So why did I start stand-up?

by Chris Spann

Since I decided back to take the plunge into stand-up, back in August, people have been asking me ‘what made you do that?’, and I've not been able to give them an answer other than: ‘Dunno, like tellin' jokes an'at, dunn-I?’.

And, quite frankly, I don't think there's one specific reason why. I'd imagine that if you asked any successful comedian the same question, they wouldn't be able to give you a definitive answer.

For me, at least, there are a myriad of reasons why I will voluntarily climb onto a stage and tell the same embarrassing stories from my childhood to drunken strangers night after night, the first of which is the fact that it's so much fun.

Of course, you don't realise this until the first time you do it, and every time before I go onstage my stomach is turning, but the first time you get a room full of people to laugh at something you've said (and not like in school when you called your teacher 'mum'), it's a hell of an adrenaline rush, and you end up pushing yourself to try to get bigger and bigger laughs out of the crowd, just to get your hit.

I honestly love nothing more than to watch somebody absolutely hooked on comedy perform; it's more like a dependency than a job to them, and I think the moment they lose that addiction is the moment they start to lose their edge. I quit drinking about the same time as I started doing stand up comedy, and truthfully the feeling described above is more addictive than beer, more addictive than any other drug I know.

What else? Well, you could take the fact that around strangers, I'm quite a quiet person. I have this paranoid delusion that if I show people the ‘real’ me before I've got to know them, they're going to think I'm a thundering cretin with pathetic hair. Put me on a stage, however, where basically my job to be a bit of a dick, and it's a different story. I'm probably 100 per cent braver when I'm performing than in the ‘real’ world - consider it a slightly less nerdy equivalent to World of Warcraft; an opportunity to be the person you want to be but haven't got the balls to be in day-to-day life – whether that's a wildly offensive comedian or a Level 30 Elf.

A lot of people say they got into comedy because they were bullied, and that doing it is a kind of therapy: conquering the insecurities that, yes, you might be fat, or ginger, or a bit ugly, but you can stand on a stage and make people cry laughing – and that’s something not many people can do. You've beaten those people that made you feel worthless, because while on stage you are the most important person in the room, the star of the show.
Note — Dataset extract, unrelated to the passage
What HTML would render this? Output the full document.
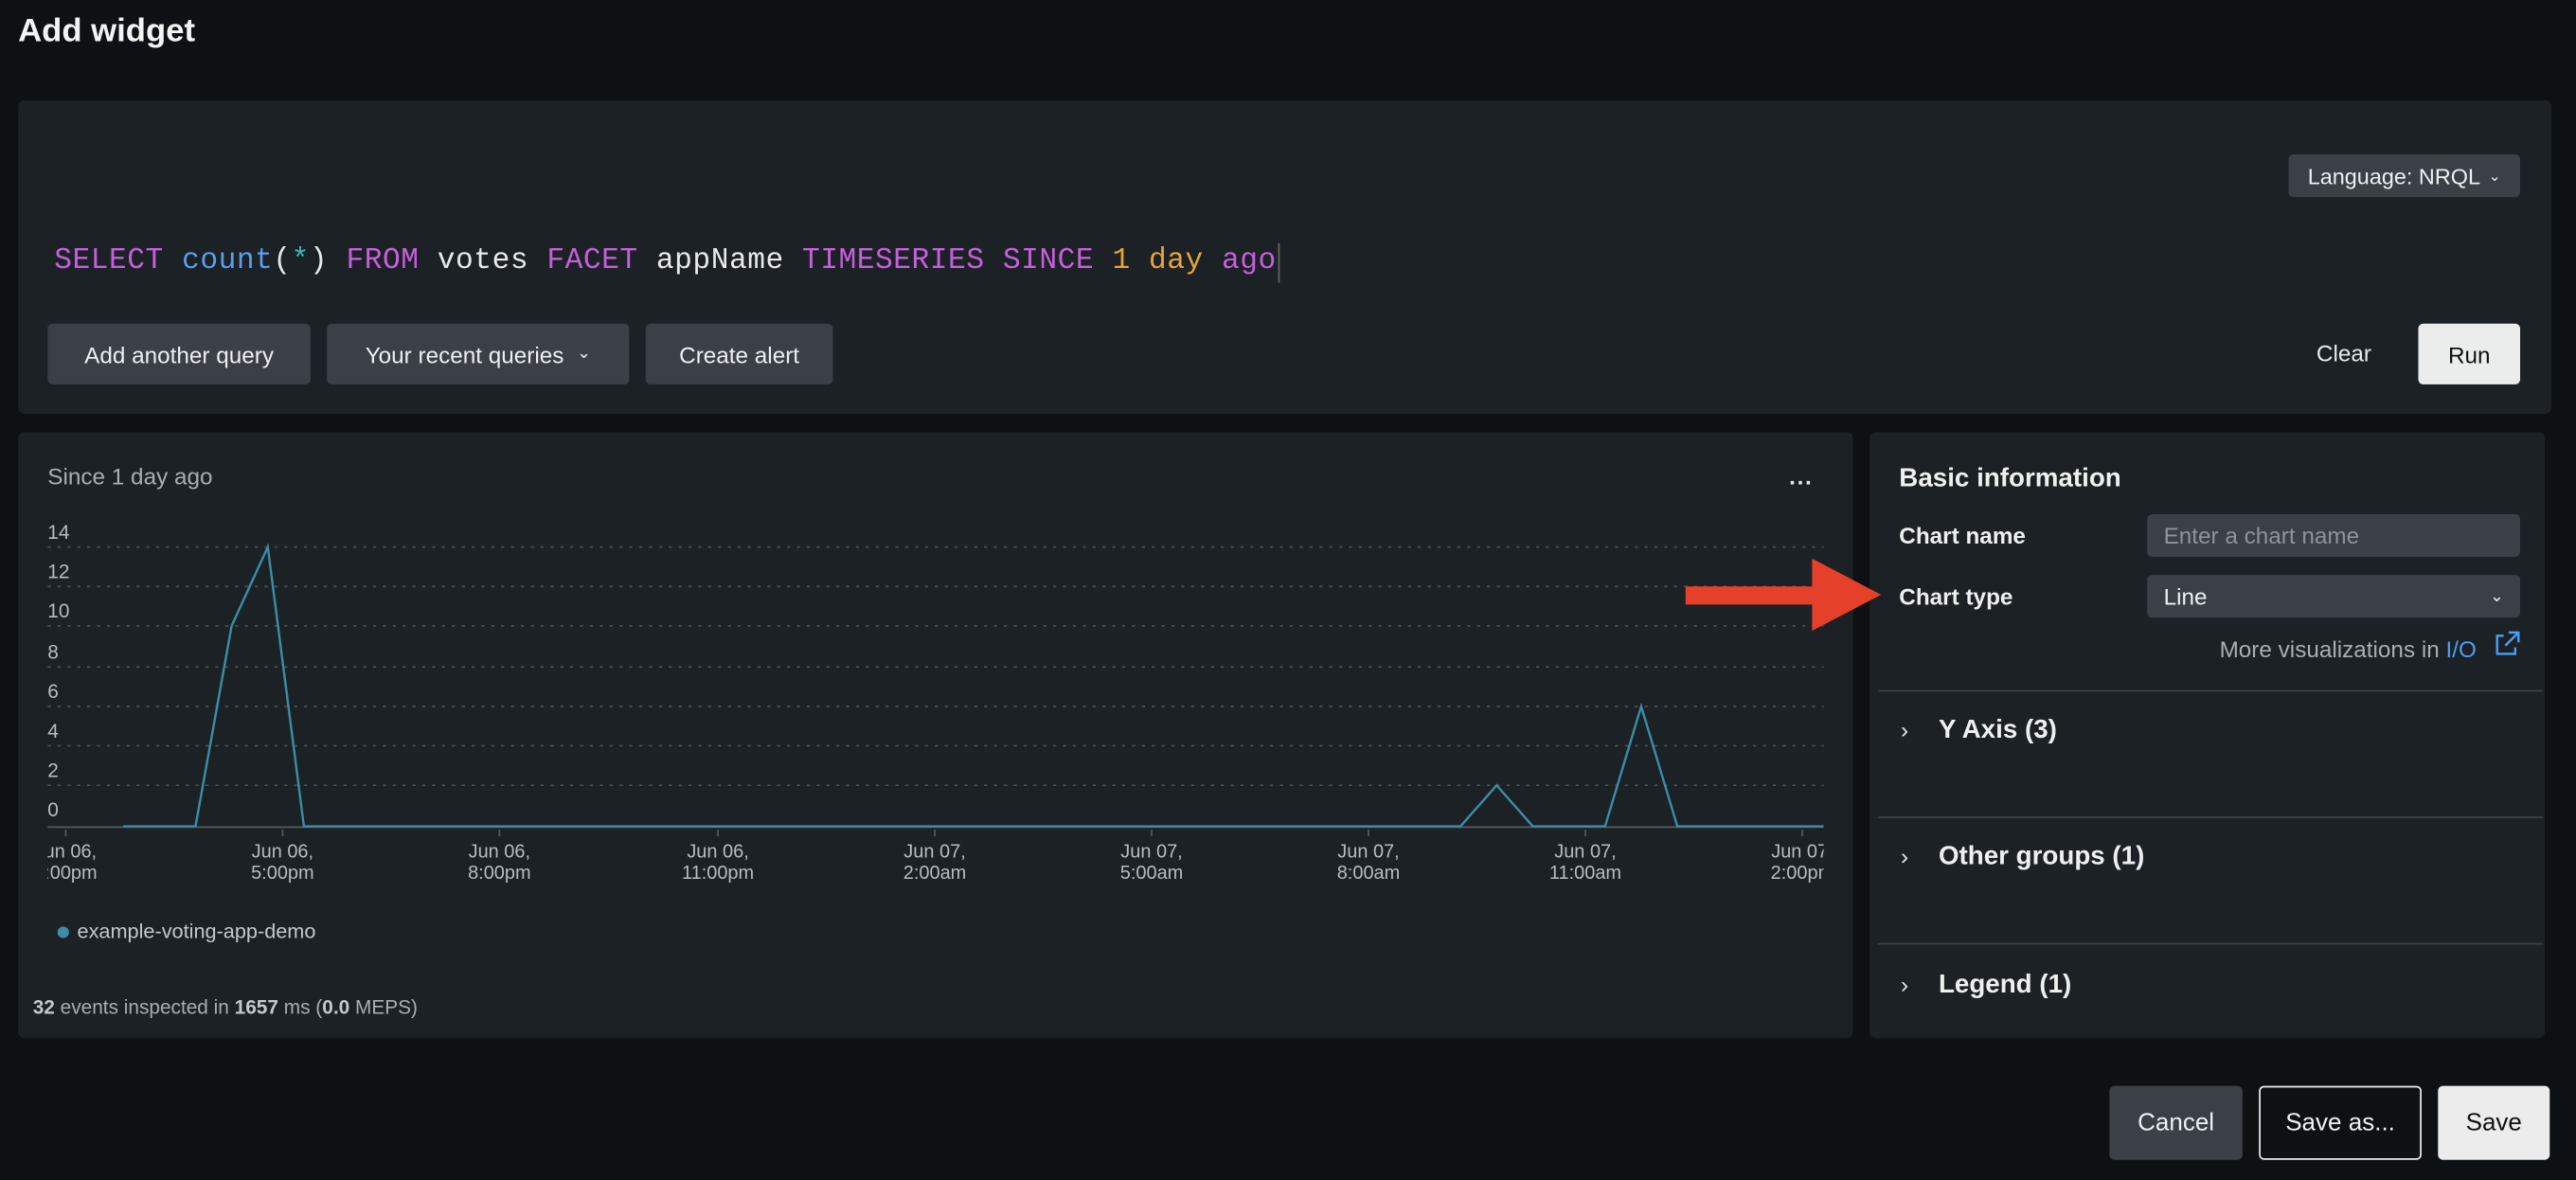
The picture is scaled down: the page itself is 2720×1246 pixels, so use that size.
<!DOCTYPE html>
<html><head><meta charset="utf-8"><style>
html,body{margin:0;padding:0;background:#0e1113;width:2720px;height:1246px;overflow:hidden}
#w{position:absolute;left:0;top:0;width:1568px;height:718px;transform:scale(1.734694);transform-origin:0 0;font-family:"Liberation Sans",sans-serif;color:#e8eaea}
.a{position:absolute}
.p{position:absolute;background:#1b2125;border-radius:4px}
.b{position:absolute;background:#3a4046;border-radius:3px;font-size:14px;color:#eef0f0;display:flex;align-items:center;justify-content:center}
.mono{font-family:"Liberation Mono",monospace;font-size:18px;white-space:pre;letter-spacing:0.3px}
.k{color:#c65fdb}.f{color:#5a9ee8}.o{color:#e8a33a}
.h{font-weight:bold;font-size:16px;color:#eef0f0}
.l{font-weight:bold;font-size:14px;color:#eef0f0}
.sep{position:absolute;left:1143px;width:405px;height:1px;background:#3a4046}
.yl{position:absolute;left:29px;font-size:12px;color:#b8bcbe}
.xl{position:absolute;font-size:11.5px;color:#b8bcbe;text-align:center;width:80px;line-height:13px}
</style></head><body><div id="w">
<div class="a" style="left:11px;top:8px;font-size:20px;font-weight:bold;color:#f2f4f4">Add widget</div>

<div class="p" style="left:11px;top:61px;width:1542px;height:191px"></div>
<div class="b" style="left:1393px;top:94px;width:141px;height:26px;font-size:13.5px">Language: NRQL <span style="font-size:9px;margin-left:5px">&#8964;</span></div>
<div class="a mono" style="left:33px;top:149px"><span class="k">SELECT</span> <span class="f">count</span>(<span style="color:#3fb6b8">*</span>) <span class="k">FROM</span> votes <span class="k">FACET</span> appName <span class="k">TIMESERIES</span> <span class="k">SINCE</span> <span class="o">1 day</span> <span class="k">ago</span></div>
<div class="a" style="left:778px;top:148px;width:1px;height:24px;background:#666"></div>
<div class="b" style="left:29px;top:197px;width:160px;height:37px">Add another query</div>
<div class="b" style="left:199px;top:197px;width:184px;height:37px">Your recent queries <span style="font-size:10px;margin-left:8px">&#8964;</span></div>
<div class="b" style="left:393px;top:197px;width:114px;height:37px">Create alert</div>
<div class="a" style="left:1410px;top:207px;font-size:14px">Clear</div>
<div class="b" style="left:1472px;top:197px;width:62px;height:37px;background:#ebeded;color:#111">Run</div>

<div class="p" style="left:11px;top:263px;width:1117px;height:369px"></div>
<div class="a" style="left:29px;top:282px;font-size:14px;color:#a9aeb1">Since 1 day ago</div>
<div class="a" style="left:1089px;top:282px;font-size:14px;font-weight:bold;letter-spacing:1px">...</div>
<div class="yl" style="top:317px">14</div><div class="yl" style="top:341px">12</div><div class="yl" style="top:365px">10</div><div class="yl" style="top:390px">8</div><div class="yl" style="top:414px">6</div><div class="yl" style="top:438px">4</div><div class="yl" style="top:462px">2</div><div class="yl" style="top:486px">0</div>
<svg class="a" style="left:0;top:0" width="1130" height="520">
<g stroke="#4a5054" stroke-dasharray="2,4" stroke-width="1">
<line x1="29" x2="1110" y1="333" y2="333"/><line x1="29" x2="1110" y1="357" y2="357"/><line x1="29" x2="1110" y1="381" y2="381"/><line x1="29" x2="1110" y1="406" y2="406"/><line x1="29" x2="1110" y1="430" y2="430"/><line x1="29" x2="1110" y1="454" y2="454"/><line x1="29" x2="1110" y1="478" y2="478"/></g>
<line x1="29" x2="1110" y1="503.5" y2="503.5" stroke="#555a5e"/>
<g stroke="#555a5e"><line x1="40" x2="40" y1="505" y2="509"/><line x1="172" x2="172" y1="505" y2="509"/><line x1="304" x2="304" y1="505" y2="509"/><line x1="437" x2="437" y1="505" y2="509"/><line x1="569" x2="569" y1="505" y2="509"/><line x1="701" x2="701" y1="505" y2="509"/><line x1="833" x2="833" y1="505" y2="509"/><line x1="965" x2="965" y1="505" y2="509"/><line x1="1097" x2="1097" y1="505" y2="509"/></g>
<polyline fill="none" stroke="#3d8ca6" stroke-width="1.4" points="75,503 119,503 141,381 163,333 185,503 889,503 911,478 933,503 977,503 999,430 1021,503 1110,503"/>
</svg>
<div class="a" style="left:29px;top:510px;width:1081px;height:30px;overflow:hidden">
<div class="xl" style="left:-29px;top:3px">Jun 06,<br>2:00pm</div>
<div class="xl" style="left:103px;top:3px">Jun 06,<br>5:00pm</div>
<div class="xl" style="left:235px;top:3px">Jun 06,<br>8:00pm</div>
<div class="xl" style="left:368px;top:3px">Jun 06,<br>11:00pm</div>
<div class="xl" style="left:500px;top:3px">Jun 07,<br>2:00am</div>
<div class="xl" style="left:632px;top:3px">Jun 07,<br>5:00am</div>
<div class="xl" style="left:764px;top:3px">Jun 07,<br>8:00am</div>
<div class="xl" style="left:896px;top:3px">Jun 07,<br>11:00am</div>
<div class="xl" style="left:1028px;top:3px">Jun 07,<br>2:00pm</div>
</div>
<div class="a" style="left:35px;top:564px;width:7px;height:7px;border-radius:50%;background:#3d8ca6"></div>
<div class="a" style="left:47px;top:560px;font-size:12.5px;color:#c4c8ca">example-voting-app-demo</div>
<div class="a" style="left:20px;top:606px;font-size:12px;color:#a9aeb1"><b style="color:#c4c8ca">32</b> events inspected in <b style="color:#c4c8ca">1657</b> ms (<b style="color:#c4c8ca">0.0</b> MEPS)</div>

<div class="p" style="left:1138px;top:263px;width:411px;height:369px"></div>
<div class="a h" style="left:1156px;top:283px">Basic information</div>
<div class="a l" style="left:1156px;top:318px">Chart name</div>
<div class="b" style="left:1307px;top:313px;width:227px;height:26px;justify-content:flex-start;padding-left:10px;box-sizing:border-box;color:#8d9397">Enter a chart name</div>
<div class="a l" style="left:1156px;top:355px">Chart type</div>
<div class="b" style="left:1307px;top:350px;width:227px;height:26px;justify-content:space-between;padding:0 10px;box-sizing:border-box">Line<span style="font-size:10px">&#8964;</span></div>
<div class="a" style="left:1351px;top:387px;font-size:14px;color:#a9aeb1">More visualizations in <span style="color:#4a9ff5">I/O</span></div>
<svg class="a" style="left:1518px;top:384px" width="16" height="16" fill="none" stroke="#4a9ff5" stroke-width="1.4"><path d="M6 3H2v11h11v-4M9 1h6v6M15 1L7 9"/></svg>
<div class="sep" style="top:420px"></div><div class="sep" style="top:497px"></div><div class="sep" style="top:574px"></div>
<div class="a" style="left:1157px;top:436px;font-size:14px">&#8250;</div><div class="a h" style="left:1180px;top:436px">Y Axis (3)</div>
<div class="a" style="left:1157px;top:513px;font-size:14px">&#8250;</div><div class="a h" style="left:1180px;top:513px">Other groups (1)</div>
<div class="a" style="left:1157px;top:591px;font-size:14px">&#8250;</div><div class="a h" style="left:1180px;top:591px">Legend (1)</div>

<svg class="a" style="left:1020px;top:335px" width="130" height="55"><path d="M6 22H83V5L125 27L83 49V33H6Z" fill="#e5402a"/></svg>

<div class="b" style="left:1284px;top:661px;width:81px;height:45px;font-size:15px">Cancel</div>
<div class="b" style="left:1375px;top:661px;width:99px;height:45px;font-size:15px;background:#0e1113;border:1.5px solid #eee;box-sizing:border-box">Save as...</div>
<div class="b" style="left:1484px;top:661px;width:68px;height:45px;font-size:15px;background:#ececec;color:#111">Save</div>
</div></body></html>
Of course, that does suggest that some might get into comedy to feed their own ego, but people like that tend to quit before too long – because part of being a comedian is the real-time feedback from your audience. If you're shit, they're going to tell you you're shit. Obviously, that's not great for people just in the game to feel important, nor people not willing to admit that sometimes their material or their delivery just wasn't good enough. Same with thin-skinned people: if you can't take a little unconstructive criticism from a pissed up prick, you either need to toughen up, or fuck off.

The more I think about it though, I think truthfully, it just boils down to one thing: some people like to make other people laugh, to spread a bit of joy. And one of the most direct ways to do that is to stand on a stage made out of crates in a dingy pub in a town you hate, and tell some jokes. You don't have to be some adrenaline junkie, hooked on the sound of human laughter, nor a bullying victim baring his soul to get a few laughs and cleanse yourself. Deep down, really, I think all comedians would admit that the reason they do it, is nothing more than the fact that at their core, they like to make people laugh.

So my answer to the original question really is: ‘Dunno, like tellin' jokes an'at, dunn-I?’.